Exercise requirements =
In the following material, identify every line holding the string "index" and return it.

Material provided =
--- BEGIN ---

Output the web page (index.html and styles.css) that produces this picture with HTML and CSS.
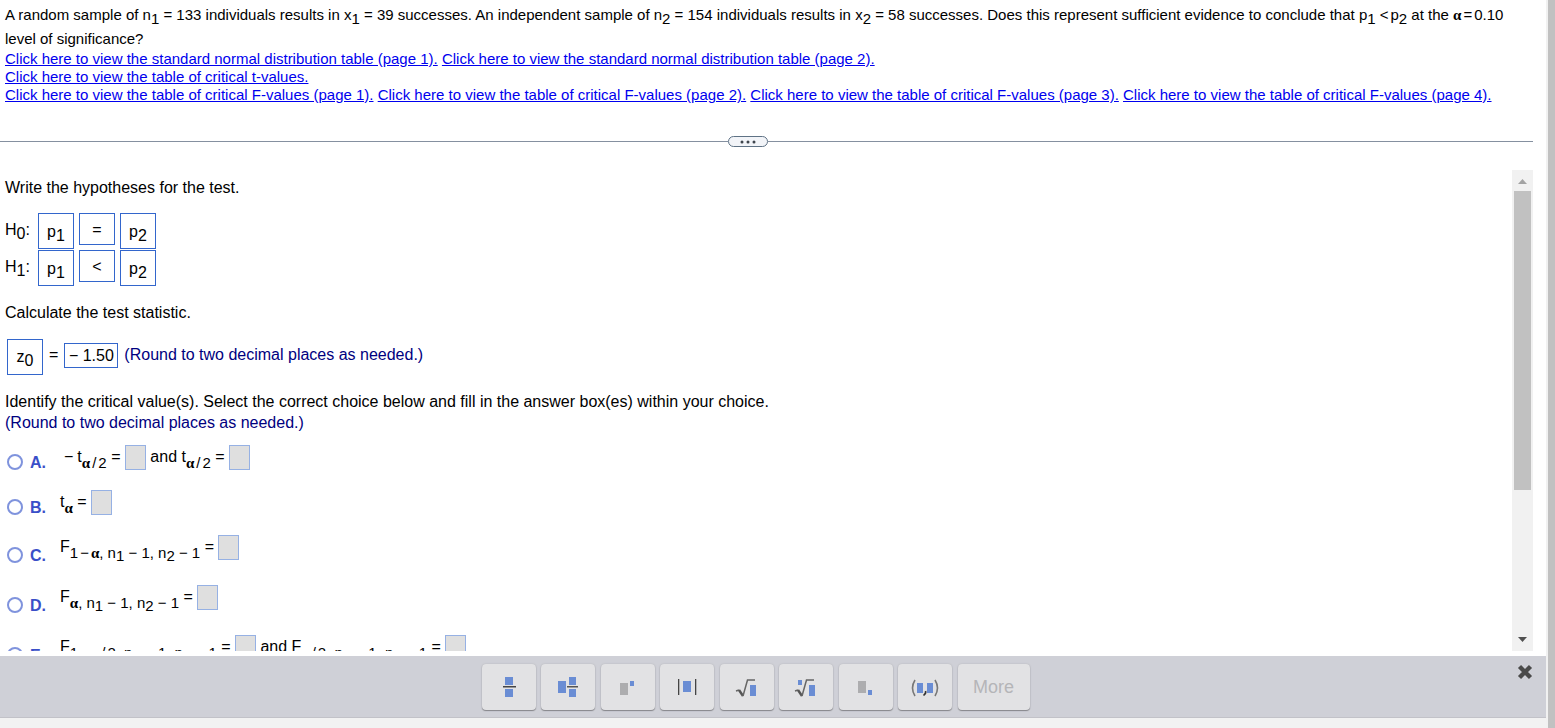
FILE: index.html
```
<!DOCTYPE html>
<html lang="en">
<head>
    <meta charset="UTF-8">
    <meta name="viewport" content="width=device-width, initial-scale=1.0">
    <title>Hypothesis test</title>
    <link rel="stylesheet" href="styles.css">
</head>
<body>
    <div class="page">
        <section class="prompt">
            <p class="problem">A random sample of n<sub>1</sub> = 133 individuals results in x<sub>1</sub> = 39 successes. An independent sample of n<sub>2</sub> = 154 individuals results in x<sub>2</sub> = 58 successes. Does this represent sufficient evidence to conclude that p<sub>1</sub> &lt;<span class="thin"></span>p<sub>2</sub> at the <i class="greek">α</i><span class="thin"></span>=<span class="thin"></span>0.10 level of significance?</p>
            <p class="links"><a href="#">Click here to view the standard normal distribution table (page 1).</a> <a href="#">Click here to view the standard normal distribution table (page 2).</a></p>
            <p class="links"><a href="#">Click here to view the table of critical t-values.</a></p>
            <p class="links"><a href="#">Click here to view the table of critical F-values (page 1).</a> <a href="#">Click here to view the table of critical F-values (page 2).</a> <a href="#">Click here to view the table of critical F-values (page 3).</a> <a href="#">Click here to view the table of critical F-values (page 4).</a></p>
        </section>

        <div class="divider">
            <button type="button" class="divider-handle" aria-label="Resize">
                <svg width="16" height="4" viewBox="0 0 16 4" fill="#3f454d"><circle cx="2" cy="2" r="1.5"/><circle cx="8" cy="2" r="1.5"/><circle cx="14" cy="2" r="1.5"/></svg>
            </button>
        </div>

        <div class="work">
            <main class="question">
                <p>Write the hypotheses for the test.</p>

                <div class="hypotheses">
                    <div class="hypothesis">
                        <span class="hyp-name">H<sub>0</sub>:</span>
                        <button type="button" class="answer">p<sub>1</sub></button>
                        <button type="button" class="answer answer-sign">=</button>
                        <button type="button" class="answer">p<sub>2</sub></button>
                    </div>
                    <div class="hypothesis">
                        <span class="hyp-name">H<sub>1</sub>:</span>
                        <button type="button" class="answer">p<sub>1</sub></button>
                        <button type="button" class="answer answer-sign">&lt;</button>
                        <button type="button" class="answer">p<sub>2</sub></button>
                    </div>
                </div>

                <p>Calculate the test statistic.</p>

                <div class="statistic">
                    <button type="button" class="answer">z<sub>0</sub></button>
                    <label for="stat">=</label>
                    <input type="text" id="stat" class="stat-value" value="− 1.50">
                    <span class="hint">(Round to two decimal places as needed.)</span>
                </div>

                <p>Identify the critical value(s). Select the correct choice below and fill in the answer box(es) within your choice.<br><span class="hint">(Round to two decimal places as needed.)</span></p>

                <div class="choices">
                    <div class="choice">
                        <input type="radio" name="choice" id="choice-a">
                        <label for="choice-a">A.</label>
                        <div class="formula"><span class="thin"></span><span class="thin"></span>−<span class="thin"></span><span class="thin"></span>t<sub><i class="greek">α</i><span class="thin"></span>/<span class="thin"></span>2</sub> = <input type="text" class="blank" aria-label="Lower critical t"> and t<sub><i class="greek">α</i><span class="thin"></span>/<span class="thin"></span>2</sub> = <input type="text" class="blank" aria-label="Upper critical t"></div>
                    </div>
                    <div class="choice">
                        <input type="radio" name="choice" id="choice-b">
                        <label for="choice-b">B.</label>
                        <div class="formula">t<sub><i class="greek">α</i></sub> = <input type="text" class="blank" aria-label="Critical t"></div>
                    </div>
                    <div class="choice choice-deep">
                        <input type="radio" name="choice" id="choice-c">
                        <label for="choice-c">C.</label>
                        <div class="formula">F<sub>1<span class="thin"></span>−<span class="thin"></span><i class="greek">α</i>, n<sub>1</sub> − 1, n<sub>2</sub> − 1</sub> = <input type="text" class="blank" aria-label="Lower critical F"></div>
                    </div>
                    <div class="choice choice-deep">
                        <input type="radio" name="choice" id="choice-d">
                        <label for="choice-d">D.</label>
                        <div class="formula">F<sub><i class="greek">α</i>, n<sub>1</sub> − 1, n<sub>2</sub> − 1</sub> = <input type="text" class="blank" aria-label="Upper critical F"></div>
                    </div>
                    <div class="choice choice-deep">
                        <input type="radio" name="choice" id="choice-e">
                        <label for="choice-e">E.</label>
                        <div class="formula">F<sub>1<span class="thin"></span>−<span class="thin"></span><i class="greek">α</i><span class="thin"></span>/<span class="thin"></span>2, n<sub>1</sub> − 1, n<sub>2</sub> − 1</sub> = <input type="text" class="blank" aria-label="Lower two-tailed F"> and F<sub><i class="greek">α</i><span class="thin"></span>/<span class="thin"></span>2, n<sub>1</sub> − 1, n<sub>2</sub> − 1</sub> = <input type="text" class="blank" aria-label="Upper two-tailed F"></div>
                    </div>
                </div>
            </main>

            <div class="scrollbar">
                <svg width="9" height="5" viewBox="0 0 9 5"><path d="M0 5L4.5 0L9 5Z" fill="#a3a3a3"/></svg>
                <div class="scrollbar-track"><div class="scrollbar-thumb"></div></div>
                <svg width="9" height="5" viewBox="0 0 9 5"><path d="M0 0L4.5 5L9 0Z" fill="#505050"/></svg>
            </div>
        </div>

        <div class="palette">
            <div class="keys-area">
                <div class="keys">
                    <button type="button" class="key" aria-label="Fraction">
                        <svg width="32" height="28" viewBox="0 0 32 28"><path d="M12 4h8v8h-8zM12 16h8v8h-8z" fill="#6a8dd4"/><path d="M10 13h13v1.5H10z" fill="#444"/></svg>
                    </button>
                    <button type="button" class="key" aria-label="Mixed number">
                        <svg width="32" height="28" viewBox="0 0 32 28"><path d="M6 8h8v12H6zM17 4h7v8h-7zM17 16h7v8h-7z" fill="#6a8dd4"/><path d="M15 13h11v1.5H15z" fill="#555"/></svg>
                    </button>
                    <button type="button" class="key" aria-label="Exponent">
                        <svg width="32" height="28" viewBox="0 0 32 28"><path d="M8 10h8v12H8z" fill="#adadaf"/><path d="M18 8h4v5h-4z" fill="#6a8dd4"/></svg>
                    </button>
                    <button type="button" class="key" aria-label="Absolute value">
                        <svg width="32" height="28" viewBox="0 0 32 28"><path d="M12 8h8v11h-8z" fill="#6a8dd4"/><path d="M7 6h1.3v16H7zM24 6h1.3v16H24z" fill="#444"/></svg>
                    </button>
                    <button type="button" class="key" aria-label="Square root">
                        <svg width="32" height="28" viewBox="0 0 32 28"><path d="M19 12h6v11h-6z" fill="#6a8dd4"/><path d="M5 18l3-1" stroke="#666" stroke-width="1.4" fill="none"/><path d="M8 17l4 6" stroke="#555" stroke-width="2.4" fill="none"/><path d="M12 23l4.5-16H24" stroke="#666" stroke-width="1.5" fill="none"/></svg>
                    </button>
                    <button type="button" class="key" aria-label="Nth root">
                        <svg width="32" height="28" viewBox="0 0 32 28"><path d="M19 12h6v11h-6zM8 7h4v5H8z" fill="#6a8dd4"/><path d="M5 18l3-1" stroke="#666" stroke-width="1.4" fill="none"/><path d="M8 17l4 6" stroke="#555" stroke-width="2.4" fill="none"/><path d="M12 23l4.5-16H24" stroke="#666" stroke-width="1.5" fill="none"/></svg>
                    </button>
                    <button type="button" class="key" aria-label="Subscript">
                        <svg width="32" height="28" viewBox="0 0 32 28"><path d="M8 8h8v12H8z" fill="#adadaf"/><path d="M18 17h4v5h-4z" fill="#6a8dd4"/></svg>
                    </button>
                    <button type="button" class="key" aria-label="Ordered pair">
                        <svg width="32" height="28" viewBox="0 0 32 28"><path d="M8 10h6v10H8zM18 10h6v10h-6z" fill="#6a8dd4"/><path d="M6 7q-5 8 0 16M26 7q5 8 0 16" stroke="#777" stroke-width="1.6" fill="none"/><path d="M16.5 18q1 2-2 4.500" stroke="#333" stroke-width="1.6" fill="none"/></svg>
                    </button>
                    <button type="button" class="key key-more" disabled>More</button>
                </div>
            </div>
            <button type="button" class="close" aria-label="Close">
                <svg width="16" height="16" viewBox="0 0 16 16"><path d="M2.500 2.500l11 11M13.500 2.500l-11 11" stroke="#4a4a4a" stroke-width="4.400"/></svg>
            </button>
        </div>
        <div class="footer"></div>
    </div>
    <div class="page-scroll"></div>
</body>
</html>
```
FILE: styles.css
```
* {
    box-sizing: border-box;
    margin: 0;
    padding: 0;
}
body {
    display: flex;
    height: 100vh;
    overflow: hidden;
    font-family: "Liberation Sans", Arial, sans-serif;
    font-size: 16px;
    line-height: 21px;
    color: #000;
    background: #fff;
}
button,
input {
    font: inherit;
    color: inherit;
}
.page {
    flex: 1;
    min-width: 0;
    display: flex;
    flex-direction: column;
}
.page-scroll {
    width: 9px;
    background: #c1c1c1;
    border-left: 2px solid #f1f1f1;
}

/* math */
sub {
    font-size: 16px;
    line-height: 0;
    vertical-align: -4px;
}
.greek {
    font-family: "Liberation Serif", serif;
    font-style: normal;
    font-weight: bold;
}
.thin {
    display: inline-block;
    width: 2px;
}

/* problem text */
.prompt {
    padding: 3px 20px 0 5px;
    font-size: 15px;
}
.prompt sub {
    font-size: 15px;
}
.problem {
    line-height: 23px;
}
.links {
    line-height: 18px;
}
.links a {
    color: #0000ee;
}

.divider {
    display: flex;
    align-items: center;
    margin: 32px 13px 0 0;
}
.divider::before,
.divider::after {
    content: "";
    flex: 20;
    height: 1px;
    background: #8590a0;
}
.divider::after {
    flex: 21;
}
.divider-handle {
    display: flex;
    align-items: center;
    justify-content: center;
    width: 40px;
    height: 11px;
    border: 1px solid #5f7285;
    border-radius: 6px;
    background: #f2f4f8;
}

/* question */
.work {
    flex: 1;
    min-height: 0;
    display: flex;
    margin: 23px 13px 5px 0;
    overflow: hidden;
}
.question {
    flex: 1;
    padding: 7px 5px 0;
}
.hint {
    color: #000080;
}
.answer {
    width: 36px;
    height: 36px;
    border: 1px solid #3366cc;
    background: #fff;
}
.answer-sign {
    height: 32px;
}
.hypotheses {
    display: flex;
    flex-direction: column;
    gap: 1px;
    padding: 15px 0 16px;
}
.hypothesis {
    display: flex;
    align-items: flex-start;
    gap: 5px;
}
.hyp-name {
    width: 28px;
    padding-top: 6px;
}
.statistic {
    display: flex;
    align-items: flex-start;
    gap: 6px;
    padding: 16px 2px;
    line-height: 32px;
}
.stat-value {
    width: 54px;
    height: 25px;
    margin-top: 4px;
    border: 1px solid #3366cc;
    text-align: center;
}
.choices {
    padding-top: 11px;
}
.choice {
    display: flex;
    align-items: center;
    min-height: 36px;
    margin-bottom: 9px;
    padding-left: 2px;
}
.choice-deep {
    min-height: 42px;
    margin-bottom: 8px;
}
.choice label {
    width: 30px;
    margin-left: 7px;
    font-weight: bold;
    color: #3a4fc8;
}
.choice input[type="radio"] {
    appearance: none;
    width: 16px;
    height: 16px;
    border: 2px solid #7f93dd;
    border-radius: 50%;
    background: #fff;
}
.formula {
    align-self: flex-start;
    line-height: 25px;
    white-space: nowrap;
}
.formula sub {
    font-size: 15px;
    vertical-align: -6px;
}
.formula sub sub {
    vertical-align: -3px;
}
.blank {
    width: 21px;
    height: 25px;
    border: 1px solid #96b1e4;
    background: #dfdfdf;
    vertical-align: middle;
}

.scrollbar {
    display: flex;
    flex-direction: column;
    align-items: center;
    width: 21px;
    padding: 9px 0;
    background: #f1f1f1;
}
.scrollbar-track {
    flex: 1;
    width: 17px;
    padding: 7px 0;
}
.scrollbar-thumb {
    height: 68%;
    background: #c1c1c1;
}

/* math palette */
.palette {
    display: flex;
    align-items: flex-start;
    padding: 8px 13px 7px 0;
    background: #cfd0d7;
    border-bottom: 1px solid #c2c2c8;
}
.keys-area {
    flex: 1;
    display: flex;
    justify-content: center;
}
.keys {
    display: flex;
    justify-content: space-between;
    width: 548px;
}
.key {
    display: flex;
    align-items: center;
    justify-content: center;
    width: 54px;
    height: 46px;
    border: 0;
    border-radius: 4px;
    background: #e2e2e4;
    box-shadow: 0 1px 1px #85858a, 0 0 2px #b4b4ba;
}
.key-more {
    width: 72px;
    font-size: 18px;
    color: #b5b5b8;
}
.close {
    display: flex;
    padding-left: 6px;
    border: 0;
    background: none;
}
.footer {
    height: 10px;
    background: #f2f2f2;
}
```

--- END ---

Finished task =
Output the web page (index.html and styles.css) that produces this picture with HTML and CSS.
FILE: index.html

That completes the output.